**EXTRACTED DATA**:

▬▬▬▬▬▬▬▬▬▬

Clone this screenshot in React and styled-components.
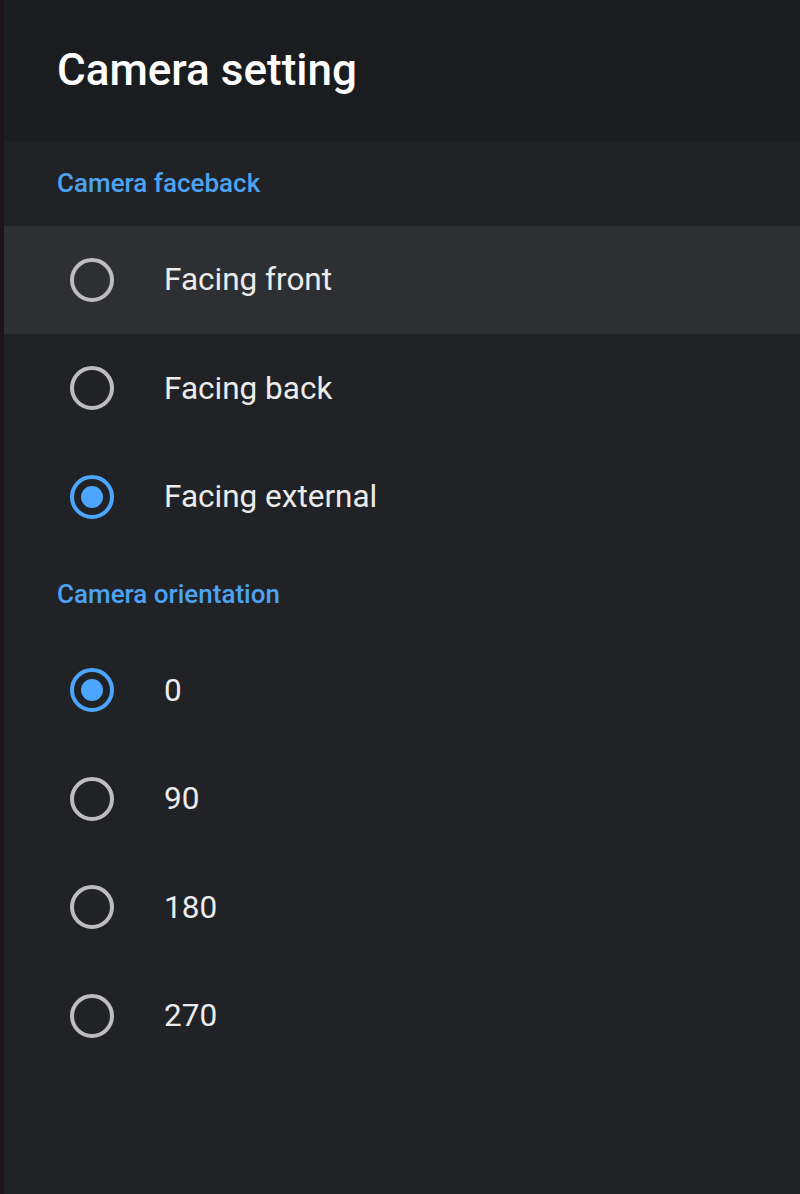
import React from 'react'
import styled, { createGlobalStyle } from 'styled-components'

const GlobalStyle = createGlobalStyle`
  html, body {
    margin: 0;
    padding: 0;
    background: #212226;
    font-family: Roboto, "Noto Sans", sans-serif;
  }
`

const Screen = styled.div`
  display: flex;
  height: 1194px;
  overflow: hidden;
`

const EdgeStrip = styled.div`
  width: 4px;
  flex-shrink: 0;
  background: #1e1418;
`

const Panel = styled.div`
  flex: 1;
  display: flex;
  flex-direction: column;
  background: #212226;
`

const Header = styled.div`
  height: 141px;
  display: flex;
  align-items: center;
  padding-left: 53px;
  background: #1b1c1f;
  box-sizing: border-box;
  flex-shrink: 0;
`

const Title = styled.h1`
  margin: 0;
  font-size: 44px;
  font-weight: 500;
  color: #ffffff;
  padding-bottom: 2px;
`

const SectionTitle = styled.div`
  height: 84.5px;
  display: flex;
  align-items: center;
  padding-left: 53px;
  font-size: 26px;
  font-weight: 500;
  color: #4ba3f2;
  box-sizing: border-box;
  flex-shrink: 0;
`

const Row = styled.div`
  height: 108.6px;
  display: flex;
  align-items: center;
  padding-left: 66px;
  flex-shrink: 0;
  background: ${(p) => (p.$focused ? '#2e2f33' : 'transparent')};
`

const Radio = styled.span`
  width: 44px;
  height: 44px;
  box-sizing: border-box;
  border-radius: 50%;
  border: 4px solid ${(p) => (p.$checked ? '#4ca6ff' : '#bdbdbd')};
  display: flex;
  align-items: center;
  justify-content: center;
  flex-shrink: 0;

  &::after {
    content: '';
    width: 22px;
    height: 22px;
    border-radius: 50%;
    background: #4ca6ff;
    display: ${(p) => (p.$checked ? 'block' : 'none')};
  }
`

const Label = styled.span`
  margin-left: 50px;
  font-size: 31.5px;
  color: #ececec;
`

const sections = [
  {
    title: 'Camera faceback',
    options: ['Facing front', 'Facing back', 'Facing external'],
    selected: 2,
    focused: 0,
  },
  {
    title: 'Camera orientation',
    options: ['0', '90', '180', '270'],
    selected: 0,
    focused: -1,
  },
]

export default function App() {
  return (
    <>
      <GlobalStyle />
      <Screen>
        <EdgeStrip />
        <Panel>
          <Header>
            <Title>Camera setting</Title>
          </Header>
          {sections.map((s) => (
            <React.Fragment key={s.title}>
              <SectionTitle>{s.title}</SectionTitle>
              {s.options.map((o, i) => (
                <Row key={o} $focused={i === s.focused}>
                  <Radio $checked={i === s.selected} />
                  <Label>{o}</Label>
                </Row>
              ))}
            </React.Fragment>
          ))}
        </Panel>
      </Screen>
    </>
  )
}
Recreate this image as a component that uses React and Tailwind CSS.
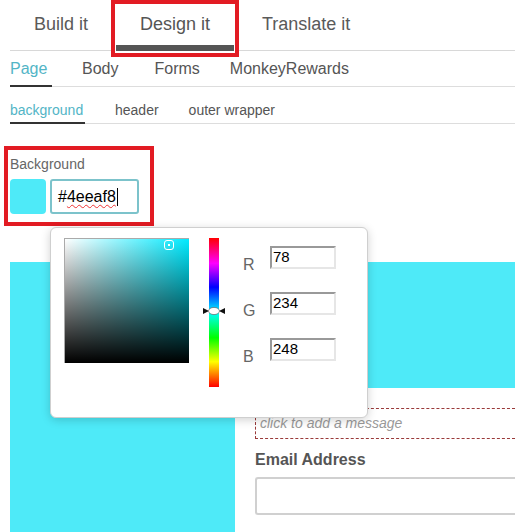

▬▬▬▬▬▬▬▬▬▬

**TASK TO COMPLETE**:
What comes back should match the records exactly, minus any pictures.

**FINAL RESULT**:
Clone this screenshot in React and styled-components.
import React from 'react'
import styled, { createGlobalStyle } from 'styled-components'

const GlobalStyle = createGlobalStyle`
  html, body {
    margin: 0;
    padding: 0;
    background: #212226;
    font-family: Roboto, "Noto Sans", sans-serif;
  }
`

const Screen = styled.div`
  display: flex;
  height: 1194px;
  overflow: hidden;
`

const EdgeStrip = styled.div`
  width: 4px;
  flex-shrink: 0;
  background: #1e1418;
`

const Panel = styled.div`
  flex: 1;
  display: flex;
  flex-direction: column;
  background: #212226;
`

const Header = styled.div`
  height: 141px;
  display: flex;
  align-items: center;
  padding-left: 53px;
  background: #1b1c1f;
  box-sizing: border-box;
  flex-shrink: 0;
`

const Title = styled.h1`
  margin: 0;
  font-size: 44px;
  font-weight: 500;
  color: #ffffff;
  padding-bottom: 2px;
`

const SectionTitle = styled.div`
  height: 84.5px;
  display: flex;
  align-items: center;
  padding-left: 53px;
  font-size: 26px;
  font-weight: 500;
  color: #4ba3f2;
  box-sizing: border-box;
  flex-shrink: 0;
`

const Row = styled.div`
  height: 108.6px;
  display: flex;
  align-items: center;
  padding-left: 66px;
  flex-shrink: 0;
  background: ${(p) => (p.$focused ? '#2e2f33' : 'transparent')};
`

const Radio = styled.span`
  width: 44px;
  height: 44px;
  box-sizing: border-box;
  border-radius: 50%;
  border: 4px solid ${(p) => (p.$checked ? '#4ca6ff' : '#bdbdbd')};
  display: flex;
  align-items: center;
  justify-content: center;
  flex-shrink: 0;

  &::after {
    content: '';
    width: 22px;
    height: 22px;
    border-radius: 50%;
    background: #4ca6ff;
    display: ${(p) => (p.$checked ? 'block' : 'none')};
  }
`

const Label = styled.span`
  margin-left: 50px;
  font-size: 31.5px;
  color: #ececec;
`

const sections = [
  {
    title: 'Camera faceback',
    options: ['Facing front', 'Facing back', 'Facing external'],
    selected: 2,
    focused: 0,
  },
  {
    title: 'Camera orientation',
    options: ['0', '90', '180', '270'],
    selected: 0,
    focused: -1,
  },
]

export default function App() {
  return (
    <>
      <GlobalStyle />
      <Screen>
        <EdgeStrip />
        <Panel>
          <Header>
            <Title>Camera setting</Title>
          </Header>
          {sections.map((s) => (
            <React.Fragment key={s.title}>
              <SectionTitle>{s.title}</SectionTitle>
              {s.options.map((o, i) => (
                <Row key={o} $focused={i === s.focused}>
                  <Radio $checked={i === s.selected} />
                  <Label>{o}</Label>
                </Row>
              ))}
            </React.Fragment>
          ))}
        </Panel>
      </Screen>
    </>
  )
}
Recreate this image as a component that uses React and Tailwind CSS.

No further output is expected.